Ketiga, kelompok ulama yang mengadakan penalaran terhadap aqidah yang terdapat di al-Qur’an untuk di Imani, dan dalil-dalil yang terkandung di dalamnya untuk di gunakan.
Keempat, kelompok orang yang beriman kepada al-Qur’an, baik aqidah maupun dalilnya, tetapi mempergunakan dalil rasional di samping dalil al-Qur’an itu. Kelihatannya Ibn Taimiyyah memasukkan Asy’ariyyah ke dalam kategori ini.





















BAB III
PENUTUP

KESIMPULAN :

Ilmu kalam itu adalah ilmu yang secara khusus membahas tentang masalah ketuhanan serta berbagai masalah yang berkaitan dengannya berdasarkan dalil-dalil yang meyakinkan. Sumber ilmu kalam  adalah Al-Qur’an dan Hadits-hadits yang banyak berisi penjelasan-penjelasan tentang wujud Tuhan dan sifat-sifatNya dan persoalan-persoalan theologi islam. Tujuan ilmu kalam ialah mengangkat kepercayaan seseorang dari lembah taqlid kepada puncak keyakinan.
 Aliran-aliran kalam terjadi dikarenakan  perselisihan-perselisihan dikalangan kaum muslimin pada masa dahulu yang disebabkan faktor-faktor kemanusiaan yaitu perbedaan cara berfikir.
- Sebagian kecil aliran-aliran yang berada di Politik:
a. Syiah
b. Khawarij
- Sebagian kecil aliran-aliran yang berada di Aqidah:
a.

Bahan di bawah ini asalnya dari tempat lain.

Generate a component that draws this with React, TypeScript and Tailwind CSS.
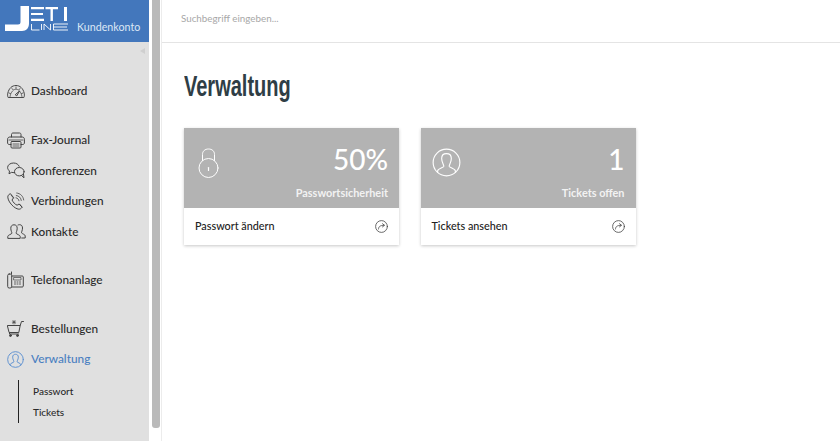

Murji’ah
b. Mu’tazillah
c. Asy’ariyyah
d. Maturidiyyah
e. Salafiyyah










DAFTAR PUSTAKA

1.      A. HANAFI, M.A
PENGANTAR THEOLOGI ISLAM


2.      PROF. DR. IMAM MUHAMMAD ABU ZAHRAH
ALIRAN POLITIK DAN AQIDAH DALAM ISLAM


3.      PROF. DR. H. ABUDDIN NATA, M.A
METODOLOGI STUDI ISLAM


[1] A. Hanafi M.A, Theologi Islam (ilmu kalam), (Jakarta:Bulan Bintang, 1979), cet. III, hlm. 10.
[2] A. Hanafi M.A, Pengantar Theologi Islam , (Jakarta :Al-Husna Zikra, 1995), cet . VI, hlm. 12.
[3] A. Hanafi M.A, Pengantar Theologi Islam , (Jakarta :Al-Husna Zikra, 1995), cet . VI, hlm. 18-19.
[4]  Dr. Ibrahim Madkur, Tarikhul Falsafah, 1948
 [5] Prof. Dr. Imam  Muhammad  Abu Zahrah, Aliran Politik dan Aqidah, (Jakarta Selatan : Logos Publishing House, 1996), Cet. I.
 [6] Nama Khawarij berasal dari  kata yang menunjukkan sikap mereka yang keluar (al-kharijah) dari pasukan Ali karena tidak setuju dengan penyelesaian pertikaian dengan Mu’awiyah melalui tahkim, yaitu mengangkat dua orang dari masing-masing pihak untuk menjadi hakim.